Though federal control of state legislation was finally secured in another way, the whole debate shows how the sense of responsibility for general interests influenced American ways of thinking about imperial problems. Men like Samuel Adams, or Patrick Henry, clinging persistently to his "darling word requisitions",[9] might continue to think in the terms of 1776, but the leaders who wrestled with confederation problems during and after the war understood, in some measure at least, the attitude of British administrators when confronted with the stubborn localism of a provincial assembly.

  1. Writings (Ford ed.), I. 427 ff.; cf.
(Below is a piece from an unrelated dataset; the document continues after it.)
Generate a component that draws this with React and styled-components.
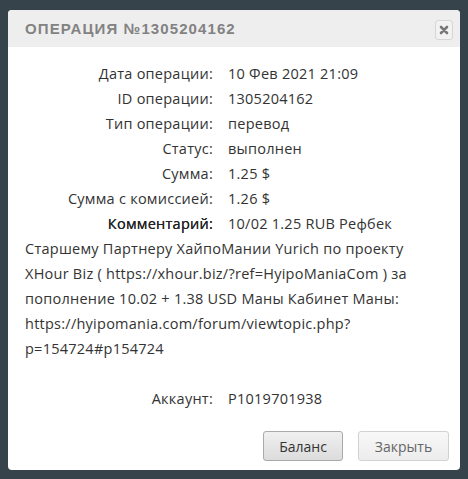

Pownall, Administration of the British Empire (ed. 1777), I. 72 ff.
  2. Writings (Hunt ed.), II. 326, 327.
  3. Writings, II. 338, 339.
  4. Jefferson, Writings (Ford ed.), IV. 390–391.
  5. Journal, and Madison's Notes, June 8 (Farrand, Records, I.).
  6. Madison's Notes, July 17 (Farrand, Records, II. 28). There are brief references to this aspect of the discussion in Curtis, Constitutional History of the United States, I. 345–347; Coxe, Judicial Power and Unconstitutional Legislation, ch. 34; Robinson, "Original and Derived Features of the Constitution", in Annals of the American Academy of Political and Social Science, I. 238; and Bigelow's essay in Cambridge Modern History, vol. VII., ch. VIII.
  7. Madison's Notes, June 20 (Farrand, Records, I. 337).
  8. Writings (Hunt ed.), II. 409
  9. Henry, Patrick Henry, III. 471.